# MATERIAL start
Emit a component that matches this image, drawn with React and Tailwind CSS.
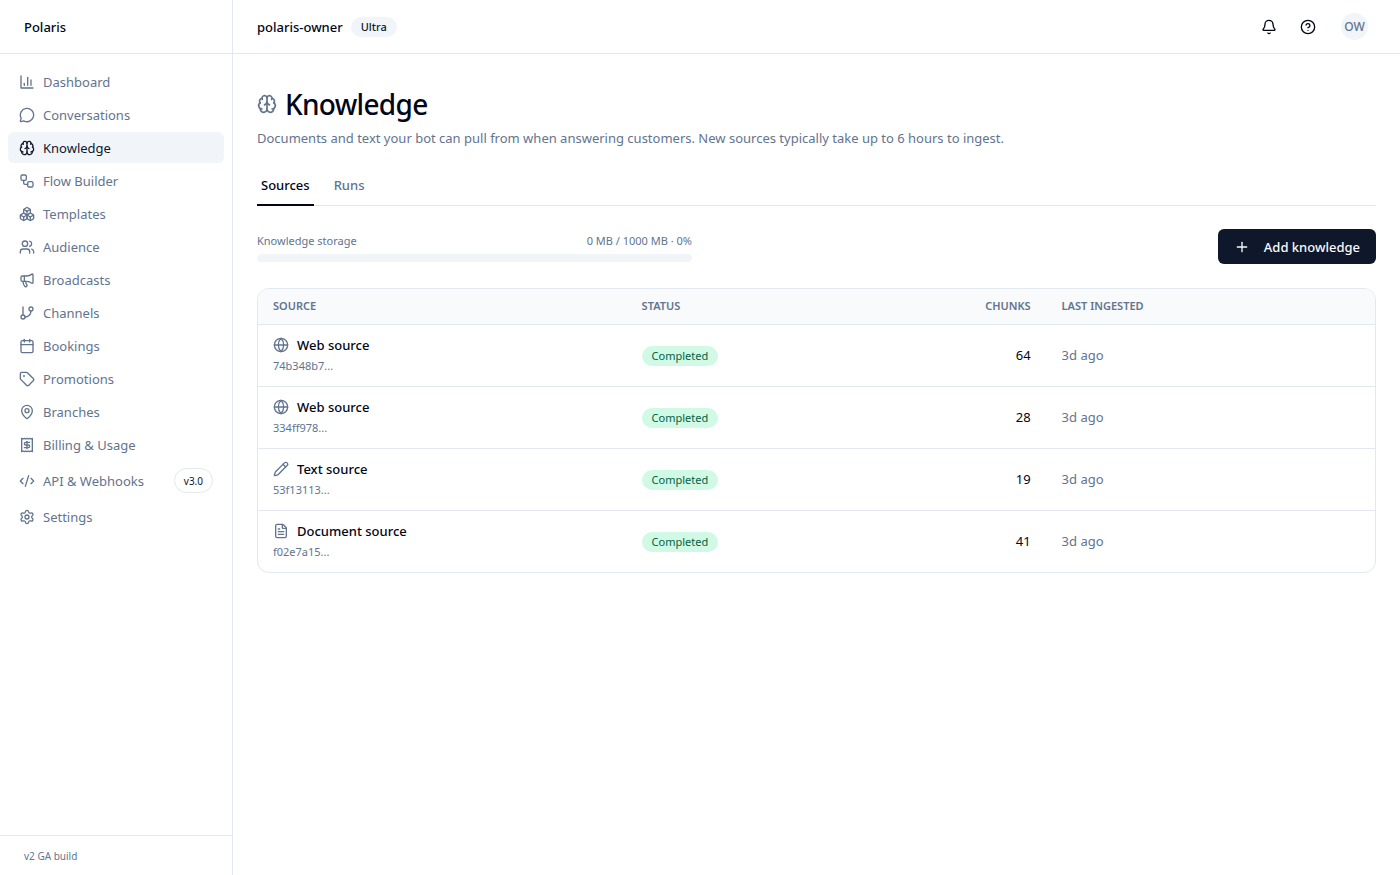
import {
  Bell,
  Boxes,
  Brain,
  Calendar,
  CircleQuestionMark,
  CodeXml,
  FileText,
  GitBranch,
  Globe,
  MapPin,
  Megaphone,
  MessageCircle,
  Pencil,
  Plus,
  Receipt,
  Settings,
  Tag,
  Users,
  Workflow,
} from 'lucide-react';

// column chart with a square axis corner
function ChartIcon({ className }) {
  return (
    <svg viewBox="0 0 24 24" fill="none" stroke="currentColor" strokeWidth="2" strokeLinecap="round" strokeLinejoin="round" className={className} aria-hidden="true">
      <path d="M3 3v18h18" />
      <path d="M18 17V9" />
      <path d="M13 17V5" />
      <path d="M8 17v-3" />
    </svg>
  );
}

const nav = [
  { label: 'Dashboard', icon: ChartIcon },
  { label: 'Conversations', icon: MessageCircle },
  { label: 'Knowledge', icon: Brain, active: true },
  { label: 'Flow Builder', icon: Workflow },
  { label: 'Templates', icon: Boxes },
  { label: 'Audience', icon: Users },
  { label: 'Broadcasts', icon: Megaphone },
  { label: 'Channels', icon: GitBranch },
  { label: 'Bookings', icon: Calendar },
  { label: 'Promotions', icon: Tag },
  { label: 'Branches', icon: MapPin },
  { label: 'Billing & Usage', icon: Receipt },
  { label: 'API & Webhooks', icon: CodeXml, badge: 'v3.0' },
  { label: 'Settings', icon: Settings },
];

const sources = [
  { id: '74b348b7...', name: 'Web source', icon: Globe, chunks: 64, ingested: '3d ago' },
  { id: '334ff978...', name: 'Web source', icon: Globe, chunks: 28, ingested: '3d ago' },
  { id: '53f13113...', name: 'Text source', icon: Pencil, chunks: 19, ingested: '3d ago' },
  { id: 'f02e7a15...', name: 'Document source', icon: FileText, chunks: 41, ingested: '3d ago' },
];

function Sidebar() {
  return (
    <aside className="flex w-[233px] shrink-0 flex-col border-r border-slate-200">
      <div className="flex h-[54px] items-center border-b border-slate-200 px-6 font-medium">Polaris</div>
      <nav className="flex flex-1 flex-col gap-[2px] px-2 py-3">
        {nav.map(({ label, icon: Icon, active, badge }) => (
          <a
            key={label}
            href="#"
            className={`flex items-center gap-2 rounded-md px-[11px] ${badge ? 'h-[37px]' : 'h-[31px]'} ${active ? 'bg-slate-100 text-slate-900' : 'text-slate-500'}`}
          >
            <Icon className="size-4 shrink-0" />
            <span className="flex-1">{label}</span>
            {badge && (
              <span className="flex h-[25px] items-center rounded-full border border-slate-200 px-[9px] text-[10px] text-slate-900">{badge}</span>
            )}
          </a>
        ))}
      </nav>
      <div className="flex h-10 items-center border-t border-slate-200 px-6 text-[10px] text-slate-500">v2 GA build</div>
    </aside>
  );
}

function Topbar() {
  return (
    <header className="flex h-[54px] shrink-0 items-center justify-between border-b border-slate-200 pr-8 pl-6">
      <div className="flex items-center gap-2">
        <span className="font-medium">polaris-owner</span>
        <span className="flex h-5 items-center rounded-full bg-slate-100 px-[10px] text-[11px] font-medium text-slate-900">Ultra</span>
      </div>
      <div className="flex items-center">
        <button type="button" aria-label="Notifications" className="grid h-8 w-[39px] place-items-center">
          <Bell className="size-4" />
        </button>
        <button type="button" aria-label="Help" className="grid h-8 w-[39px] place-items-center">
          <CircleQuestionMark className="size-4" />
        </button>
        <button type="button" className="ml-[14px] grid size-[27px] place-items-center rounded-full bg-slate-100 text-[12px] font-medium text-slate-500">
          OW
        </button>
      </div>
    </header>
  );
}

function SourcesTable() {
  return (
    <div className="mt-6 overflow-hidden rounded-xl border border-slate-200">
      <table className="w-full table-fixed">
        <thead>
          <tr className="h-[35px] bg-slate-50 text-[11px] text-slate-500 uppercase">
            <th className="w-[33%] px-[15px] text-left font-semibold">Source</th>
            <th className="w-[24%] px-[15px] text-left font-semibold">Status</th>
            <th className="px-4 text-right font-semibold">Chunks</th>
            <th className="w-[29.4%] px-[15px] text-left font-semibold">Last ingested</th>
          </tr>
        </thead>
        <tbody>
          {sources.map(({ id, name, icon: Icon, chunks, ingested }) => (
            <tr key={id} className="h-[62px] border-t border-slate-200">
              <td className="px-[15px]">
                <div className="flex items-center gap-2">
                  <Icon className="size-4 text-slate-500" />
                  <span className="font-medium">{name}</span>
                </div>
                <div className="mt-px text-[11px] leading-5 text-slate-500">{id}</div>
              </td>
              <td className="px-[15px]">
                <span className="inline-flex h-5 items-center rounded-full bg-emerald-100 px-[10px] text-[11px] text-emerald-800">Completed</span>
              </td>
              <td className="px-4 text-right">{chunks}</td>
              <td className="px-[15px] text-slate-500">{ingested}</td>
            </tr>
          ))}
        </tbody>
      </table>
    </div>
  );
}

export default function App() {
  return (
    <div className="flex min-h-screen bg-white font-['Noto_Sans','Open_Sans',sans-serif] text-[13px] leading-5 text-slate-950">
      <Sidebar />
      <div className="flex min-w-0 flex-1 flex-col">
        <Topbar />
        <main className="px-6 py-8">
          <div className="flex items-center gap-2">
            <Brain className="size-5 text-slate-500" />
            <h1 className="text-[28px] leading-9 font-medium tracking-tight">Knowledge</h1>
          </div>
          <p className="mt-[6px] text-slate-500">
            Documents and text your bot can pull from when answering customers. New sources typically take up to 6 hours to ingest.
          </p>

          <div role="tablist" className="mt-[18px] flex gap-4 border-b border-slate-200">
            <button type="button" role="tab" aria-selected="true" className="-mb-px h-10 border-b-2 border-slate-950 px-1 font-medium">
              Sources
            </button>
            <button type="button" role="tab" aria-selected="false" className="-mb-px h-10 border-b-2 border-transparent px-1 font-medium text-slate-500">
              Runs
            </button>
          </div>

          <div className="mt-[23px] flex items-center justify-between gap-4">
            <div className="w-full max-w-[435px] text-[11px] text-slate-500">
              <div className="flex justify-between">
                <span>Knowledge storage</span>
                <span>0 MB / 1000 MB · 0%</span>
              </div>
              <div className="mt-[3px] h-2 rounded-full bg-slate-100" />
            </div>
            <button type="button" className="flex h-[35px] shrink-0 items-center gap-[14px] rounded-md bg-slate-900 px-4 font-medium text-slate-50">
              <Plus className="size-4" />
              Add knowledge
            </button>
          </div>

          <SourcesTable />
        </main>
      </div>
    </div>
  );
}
# MATERIAL end
# MATERIAL start
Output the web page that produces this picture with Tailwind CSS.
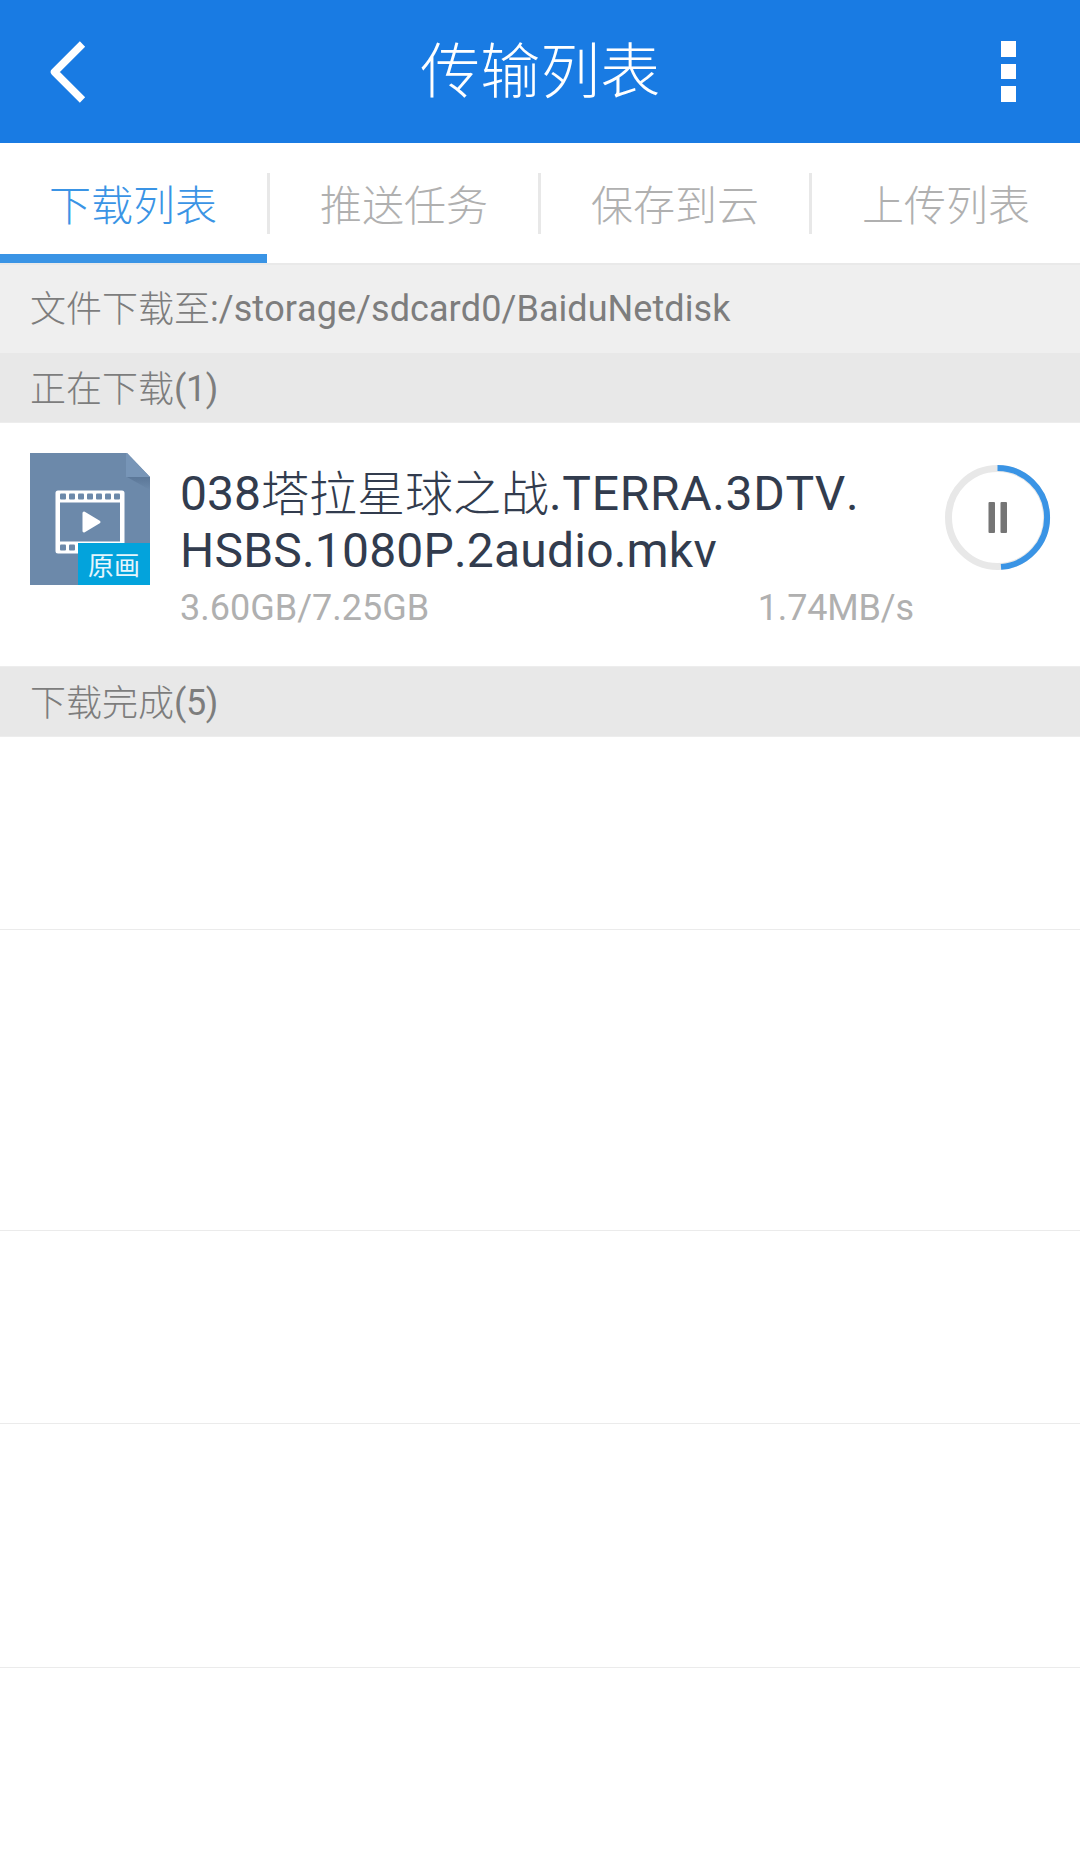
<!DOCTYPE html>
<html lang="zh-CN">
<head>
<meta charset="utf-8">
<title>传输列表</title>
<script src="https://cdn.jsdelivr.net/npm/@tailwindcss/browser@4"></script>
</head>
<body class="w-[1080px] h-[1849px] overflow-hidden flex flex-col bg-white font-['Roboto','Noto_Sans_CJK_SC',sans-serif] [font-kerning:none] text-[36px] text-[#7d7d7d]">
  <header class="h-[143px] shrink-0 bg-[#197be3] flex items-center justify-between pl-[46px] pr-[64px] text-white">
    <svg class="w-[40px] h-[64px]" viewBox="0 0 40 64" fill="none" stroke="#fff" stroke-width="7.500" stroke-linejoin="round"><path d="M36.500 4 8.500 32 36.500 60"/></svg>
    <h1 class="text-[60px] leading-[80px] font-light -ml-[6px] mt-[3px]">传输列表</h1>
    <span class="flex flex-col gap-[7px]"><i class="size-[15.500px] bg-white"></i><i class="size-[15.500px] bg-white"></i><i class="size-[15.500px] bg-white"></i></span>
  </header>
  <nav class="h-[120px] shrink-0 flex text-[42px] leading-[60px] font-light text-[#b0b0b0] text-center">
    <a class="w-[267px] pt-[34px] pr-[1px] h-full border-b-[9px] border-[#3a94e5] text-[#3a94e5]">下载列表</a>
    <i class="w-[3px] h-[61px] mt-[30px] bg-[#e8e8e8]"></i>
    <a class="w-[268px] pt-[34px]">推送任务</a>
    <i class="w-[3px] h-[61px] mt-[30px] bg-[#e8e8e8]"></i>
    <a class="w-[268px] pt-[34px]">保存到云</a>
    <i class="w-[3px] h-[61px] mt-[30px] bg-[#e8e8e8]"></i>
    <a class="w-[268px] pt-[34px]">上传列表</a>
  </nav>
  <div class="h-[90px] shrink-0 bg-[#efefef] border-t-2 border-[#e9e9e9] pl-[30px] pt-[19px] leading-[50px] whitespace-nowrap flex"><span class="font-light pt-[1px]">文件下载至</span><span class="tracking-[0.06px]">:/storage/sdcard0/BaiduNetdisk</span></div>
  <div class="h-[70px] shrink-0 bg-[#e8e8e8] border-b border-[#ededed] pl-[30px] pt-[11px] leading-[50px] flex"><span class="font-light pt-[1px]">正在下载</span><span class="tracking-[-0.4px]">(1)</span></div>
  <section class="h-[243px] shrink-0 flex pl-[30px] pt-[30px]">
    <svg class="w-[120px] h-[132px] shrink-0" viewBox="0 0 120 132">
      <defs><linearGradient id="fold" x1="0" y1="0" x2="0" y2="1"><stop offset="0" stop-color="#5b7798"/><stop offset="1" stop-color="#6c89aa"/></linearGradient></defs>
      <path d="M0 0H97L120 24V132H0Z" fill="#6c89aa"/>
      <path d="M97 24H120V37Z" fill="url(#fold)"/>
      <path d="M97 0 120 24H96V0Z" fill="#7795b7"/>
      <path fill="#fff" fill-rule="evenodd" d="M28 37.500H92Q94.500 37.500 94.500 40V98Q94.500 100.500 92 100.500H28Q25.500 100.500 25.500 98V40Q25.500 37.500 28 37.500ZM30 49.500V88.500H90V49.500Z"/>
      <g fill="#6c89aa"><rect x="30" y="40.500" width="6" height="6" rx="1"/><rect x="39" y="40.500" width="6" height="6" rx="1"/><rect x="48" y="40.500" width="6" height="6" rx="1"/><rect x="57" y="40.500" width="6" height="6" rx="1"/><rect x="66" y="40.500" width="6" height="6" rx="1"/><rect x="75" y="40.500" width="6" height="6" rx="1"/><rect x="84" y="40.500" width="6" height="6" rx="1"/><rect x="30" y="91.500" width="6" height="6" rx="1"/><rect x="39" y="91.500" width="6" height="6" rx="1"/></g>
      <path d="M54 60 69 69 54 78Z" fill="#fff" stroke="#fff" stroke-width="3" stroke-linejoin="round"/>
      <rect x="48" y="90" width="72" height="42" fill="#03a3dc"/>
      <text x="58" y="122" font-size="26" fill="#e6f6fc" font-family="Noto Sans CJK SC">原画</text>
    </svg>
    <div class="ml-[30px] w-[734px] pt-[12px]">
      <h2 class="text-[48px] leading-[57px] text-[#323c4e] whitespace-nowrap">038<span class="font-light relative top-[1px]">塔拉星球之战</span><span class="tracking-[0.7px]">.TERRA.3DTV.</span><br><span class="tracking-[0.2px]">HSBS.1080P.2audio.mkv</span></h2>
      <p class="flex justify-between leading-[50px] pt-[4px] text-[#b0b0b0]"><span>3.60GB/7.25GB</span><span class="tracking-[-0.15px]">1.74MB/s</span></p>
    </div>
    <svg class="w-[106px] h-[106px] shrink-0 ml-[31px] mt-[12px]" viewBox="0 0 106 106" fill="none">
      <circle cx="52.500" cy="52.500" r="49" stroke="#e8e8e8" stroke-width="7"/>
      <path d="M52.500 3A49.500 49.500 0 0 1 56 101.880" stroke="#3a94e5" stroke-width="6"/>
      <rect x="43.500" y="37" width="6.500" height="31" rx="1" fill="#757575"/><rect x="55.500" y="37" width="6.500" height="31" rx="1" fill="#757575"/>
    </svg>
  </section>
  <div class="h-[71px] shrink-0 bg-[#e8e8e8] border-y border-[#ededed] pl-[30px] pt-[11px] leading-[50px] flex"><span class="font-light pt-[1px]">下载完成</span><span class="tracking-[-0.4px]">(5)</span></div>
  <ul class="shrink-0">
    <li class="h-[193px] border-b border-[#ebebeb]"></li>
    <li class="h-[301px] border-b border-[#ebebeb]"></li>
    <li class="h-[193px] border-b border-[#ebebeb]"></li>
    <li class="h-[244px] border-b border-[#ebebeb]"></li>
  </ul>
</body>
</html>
# MATERIAL end
## TO DO
Which lines hold the word "that"? Copy every one of them.

## PROBLEM SOLUTION
Emit a component that matches this image, drawn with React and Tailwind CSS.
Output the web page that produces this picture with Tailwind CSS.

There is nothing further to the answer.